By applying monetary standards to human worth, Catullus implicitly negates the world to which the old men belong, which makes money - numerical quantification - the primary means of human exchange and validation. In exposing the absurdity of rendering human worth accountable, he subverts the mechanism of accounting altogether. Although he uses numerical reckoning to ‘‘count’’ the number of kisses, his use of repetition has a spellbinding effect that contradicts the practical, controlled discourse of the commercial world. Not only does Catullus imagine the lovers becoming confused by their number of kisses, but the mixing of the languages of love and money confounds the narrow expectations of the old men. Catullus not only exposes the ‘‘bankruptcy’’ of their world, but also shows how the calculative impulse is, in itself, a kind of death, a way of making things static, frozen in meaning and possibility. The limits set by numerical calculation, by the rational knowledge of things, are overturned in Catullus’ contravention of numerical restraints, his discourse of passion - in which finite, arithmetical calculations explode into the realm of the incalculable and unknowable - the ‘‘many thousands of kisses’’ and the infinite grains of sand.

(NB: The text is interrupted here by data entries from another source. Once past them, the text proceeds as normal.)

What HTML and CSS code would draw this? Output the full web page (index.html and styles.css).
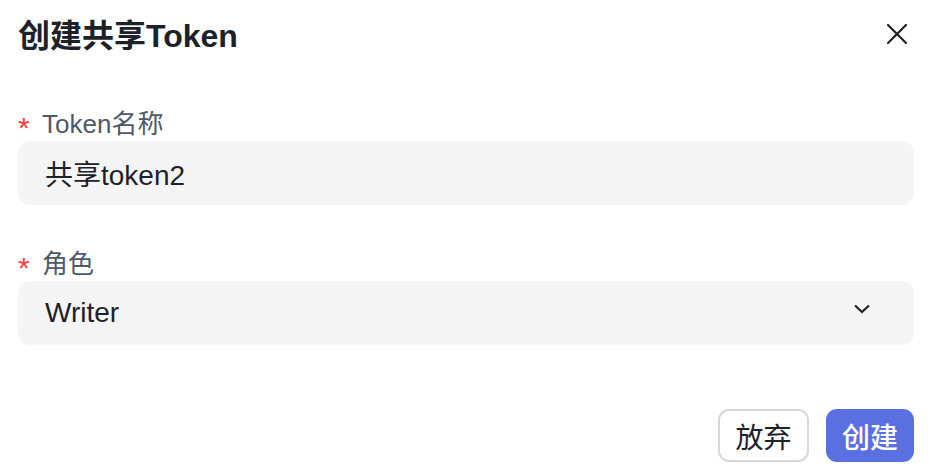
FILE: index.html
```html
<!DOCTYPE html>
<html lang="zh-CN">
<head>
<meta charset="utf-8">
<title>创建共享Token</title>
<link rel="stylesheet" href="styles.css">
</head>
<body>
<div class="dialog">
  <div class="header">
    <div class="title">创建共享Token</div>
    <button class="close" aria-label="关闭">
      <svg width="20" height="20" viewBox="0 0 20 20"><path d="M1 1 L19 19 M19 1 L1 19" stroke="#1d2129" stroke-width="2.2" fill="none" stroke-linecap="square"/></svg>
    </button>
  </div>
  <div class="form">
    <div class="field">
      <div class="label"><span class="req">*</span>Token名称</div>
      <div class="input">共享token2</div>
    </div>
    <div class="field">
      <div class="label"><span class="req">*</span>角色</div>
      <div class="input select">
        <span>Writer</span>
        <svg class="chev" width="18" height="10" viewBox="0 0 18 10"><path d="M2 1.5 L9 8 L16 1.5" stroke="#1d2129" stroke-width="2.2" fill="none"/></svg>
      </div>
    </div>
  </div>
  <div class="footer">
    <button class="btn secondary">放弃</button>
    <button class="btn primary">创建</button>
  </div>
</div>
</body>
</html>
```
FILE: styles.css
```css
html, body {
  margin: 0;
  padding: 0;
  background: #ffffff;
}
body {
  font-family: "Liberation Sans", "Noto Sans CJK SC", sans-serif;
  color: #1d2129;
}
.dialog {
  width: 940px;
  height: 474px;
  box-sizing: border-box;
  padding: 0 26px 0 18px;
  display: flex;
  flex-direction: column;
}
.header {
  display: flex;
  align-items: center;
  justify-content: space-between;
  height: 44px;
  padding-top: 14px;
}
.title {
  font-size: 32px;
  font-weight: 600;
  color: #1d2129;
  line-height: 44px;
}
.close {
  border: 0;
  background: none;
  padding: 0;
  margin-right: 7px;
  margin-top: -4px;
  width: 20px;
  height: 20px;
  display: flex;
}
.form {
  display: flex;
  flex-direction: column;
  gap: 40px;
  margin-top: 47px;
}
.field {
  display: flex;
  flex-direction: column;
}
.label {
  font-size: 26px;
  line-height: 36px;
  height: 36px;
  color: #4e5969;
  white-space: nowrap;
}
.req {
  display: inline-block;
  color: #f53f3f;
  font-size: 30px;
  width: 24px;
  position: relative;
  top: 5px;
}
.input {
  height: 64px;
  border-radius: 12px;
  background: #f5f5f5;
  padding: 0 26px 0 27px;
  font-size: 28px;
  color: #1d2129;
  display: flex;
  align-items: center;
}
.select {
  justify-content: space-between;
  padding-right: 43px;
}
.chev {
  margin-top: -8px;
}
.footer {
  margin-top: 64px;
  display: flex;
  justify-content: flex-end;
  gap: 17px;
}
.btn {
  box-sizing: border-box;
  height: 53px;
  border-radius: 11px;
  font-family: "Liberation Sans", "Noto Sans CJK SC", sans-serif;
  font-size: 28px;
  padding: 0;
  white-space: nowrap;
  display: flex;
  align-items: center;
  justify-content: center;
}
.secondary {
  width: 91px;
  background: #ffffff;
  border: 2px solid #d4d7dc;
  color: #1d2129;
}
.primary {
  width: 88px;
  background: #5a6fe0;
  border: 0;
  color: #ffffff;
  font-weight: 500;
}
```
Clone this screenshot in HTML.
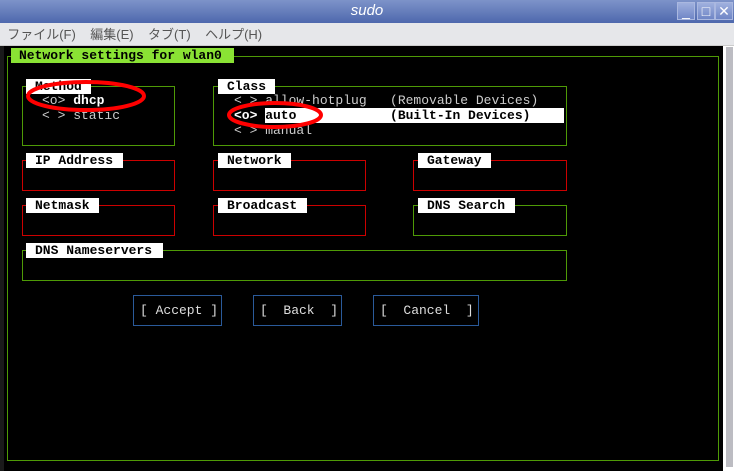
<!DOCTYPE html>
<html><head><meta charset="utf-8"><style>
*{margin:0;padding:0;box-sizing:border-box}
body{width:734px;height:471px;overflow:hidden;background:#000;position:relative;font-family:"Liberation Mono",monospace;font-size:13px}
.a{position:absolute}
#tb{left:0;top:0;width:734px;height:23px;background:linear-gradient(#7d93c9,#4e68ad);color:#fff;font:italic 15px "Liberation Sans",sans-serif;text-align:center;line-height:22px}
#mb{left:0;top:23px;width:734px;height:23px;background:#e6e7ea;color:#555;font:13px "Liberation Sans","Noto Sans CJK JP",sans-serif;line-height:23px;border-bottom:1px solid #ccc}
.wb{top:2px;width:18px;height:18px;border:1px solid #aab8e0;background:linear-gradient(#9fb0de,#6f86c6);color:#fff;font:14px "Liberation Sans";text-align:center;line-height:16px}
.bx{position:absolute;border:1px solid}
.g{border-color:#4e9a06}.r{border-color:#c00}
.lb{position:absolute;background:#fff;color:#000;font-weight:bold;height:15px;line-height:15px;padding-left:9px}
.t{position:absolute;color:#ccc;white-space:pre;line-height:15px}
.w{color:#fff;font-weight:bold}
.btn{position:absolute;border:1px solid #2a5a9a;color:#ddd;height:31px;line-height:29px;white-space:pre;padding-left:6px}
</style></head><body>
<div id="tb" class="a">sudo</div>
<div class="a wb" style="left:677px">_</div>
<div class="a wb" style="left:697px">□</div>
<div class="a wb" style="left:715px">✕</div>
<div id="mb" class="a">&nbsp;&nbsp;ファイル(F)&nbsp;&nbsp;&nbsp;&nbsp;編集(E)&nbsp;&nbsp;&nbsp;&nbsp;タブ(T)&nbsp;&nbsp;&nbsp;&nbsp;ヘルプ(H)</div>
<div class="a" style="left:723px;top:46px;width:11px;height:425px;background:#fff"></div>
<div class="a" style="left:726px;top:47px;width:7px;height:420px;background:#bcbcc2"></div>
<div class="a" style="left:0;top:46px;width:4px;height:425px;background:#1a1a1a"></div>

<div class="bx g" style="left:7px;top:56px;width:712px;height:405px"></div>
<div class="lb" style="left:11px;top:48px;width:223px;background:#8ae234;padding-left:8px">Network settings for wlan0</div>

<div class="bx g" style="left:22px;top:86px;width:153px;height:60px"></div>
<div class="lb" style="left:26px;top:79px;width:65px">Method</div>
<div class="t" style="left:42px;top:93px">&lt;o&gt; <span class="w">dhcp</span></div>
<div class="t" style="left:42px;top:108px">&lt; &gt; static</div>

<div class="bx g" style="left:213px;top:86px;width:354px;height:60px"></div>
<div class="lb" style="left:218px;top:79px;width:57px">Class</div>
<div class="t" style="left:234px;top:93px">&lt; &gt; allow-hotplug   (Removable Devices)</div>
<div class="a" style="left:265px;top:108px;width:299px;height:15px;background:#fff"></div>
<div class="t" style="left:234px;top:108px;color:#000;font-weight:bold"><span style="color:#fff">&lt;o&gt;</span> auto            (Built-In Devices)</div>
<div class="t" style="left:234px;top:123px">&lt; &gt; manual</div>

<div class="bx r" style="left:22px;top:160px;width:153px;height:31px"></div>
<div class="lb" style="left:26px;top:153px;width:97px">IP Address</div>
<div class="bx r" style="left:213px;top:160px;width:153px;height:31px"></div>
<div class="lb" style="left:218px;top:153px;width:73px">Network</div>
<div class="bx r" style="left:413px;top:160px;width:154px;height:31px"></div>
<div class="lb" style="left:418px;top:153px;width:73px">Gateway</div>

<div class="bx r" style="left:22px;top:205px;width:153px;height:31px"></div>
<div class="lb" style="left:26px;top:198px;width:73px">Netmask</div>
<div class="bx r" style="left:213px;top:205px;width:153px;height:31px"></div>
<div class="lb" style="left:218px;top:198px;width:89px">Broadcast</div>
<div class="bx g" style="left:413px;top:205px;width:154px;height:31px"></div>
<div class="lb" style="left:418px;top:198px;width:97px">DNS Search</div>

<div class="bx g" style="left:22px;top:250px;width:545px;height:31px"></div>
<div class="lb" style="left:26px;top:243px;width:137px">DNS Nameservers</div>

<div class="btn" style="left:133px;top:295px;width:89px">[ Accept ]</div>
<div class="btn" style="left:253px;top:295px;width:89px">[  Back  ]</div>
<div class="btn" style="left:373px;top:295px;width:106px">[  Cancel  ]</div>

<svg class="a" style="left:0;top:0" width="734" height="471">
<ellipse cx="86" cy="96" rx="58" ry="14" fill="none" stroke="#f00" stroke-width="4"/>
<ellipse cx="275" cy="115" rx="46" ry="12" fill="none" stroke="#f00" stroke-width="4"/>
</svg>
</body></html>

Although Catullus formally addresses Lesbia in both 5 and 7, his focus ofattention is on the shadowy presence of the men whose hostile gaze and uncomprehending perspective threaten to negate the value of his erotic ideal and poetic identity. His address to Lesbia in both poems is merely a dramatic means of asserting the value of the passionate life. While we cannot be sure that she will respond to his request for kisses and that their union will be consummated, that scarcely matters. What is most striking in these poems is the fact that Catullus’ request for kisses takes on a life of its own. His passionate utterance of unmediated desire in its expression of ‘‘infinite potency and energy’’ seems to stand on its own, an end in itself rather than a means to an actual, consummated erotic union. In these poems, at least, the realities of the external world become subordinated to the poet’s imaginative vision of idyllic, ‘‘mad’’ passion. Similarly, in one of her best-known surviving poems, fragment 94, Sappho creates a vivid picture of idyllic erotic union, despite impending separation from her beloved and questions about whether the other woman even remembers what they experienced together.8 For both Sappho and Catullus, what matters most is the capacity of their poetic voices to transform the disappointing realities of the external world, whether those realities take the form of separation, rejection, or a society that devalues a life of passion and poetic imagination.

Although Catullus imagines blissful passion with Lesbia, whose name evokes Sappho, it is really he, rather than Lesbia, who more nearly approximates the legendary Greek poet. It is highly ironic that the name ‘‘Lesbia’’ should call Sappho to mind, given Catullus’ mostly negative depiction of his mistress throughout the corpus. Even in poems 5 and 7 Lesbia seems more like a catalyst for, rather than a mutual participant in, his unbounded desire. Indeed, the fact that in poem 7 Lesbia asks Catullus to quantify their kisses seems to align her with the materialistic values associated with the crabby old men - the very values he scorns. As Micaela Janan puts it, Lesbia ‘‘pulls the request (for kisses) back from infinity by asking Catullus to number infinity’’ (1994: 62). Moreover, since Catullus is addressing Lesbia when he refers to himself as ‘‘mad Catullus,’’ one can infer that his passion and his imaginative flights from the mundane and practical seem as ‘‘mad’’ to her as to the crotchety, evil-tongued scandalmongers. The irony here is that the female beloved, Lesbia, is implicitly associated with the material and practical concerns of conventional Roman males while the male lover, Catullus, is identified with the ‘‘un-masculine’’ realm of beauty, imagination, and the pursuit of erotic fulfillment, a realm that we may also associate with Sappho’s feminine poetic world. We can see that association most dramatically in Catullus’ adoption of the Sapphic persona in his translation and adaptation of Sappho’s famous poem 31. In his version, c. 51, he assumes a woman’s voice, yet at the same time expresses the conflict this poses for him as a Roman male.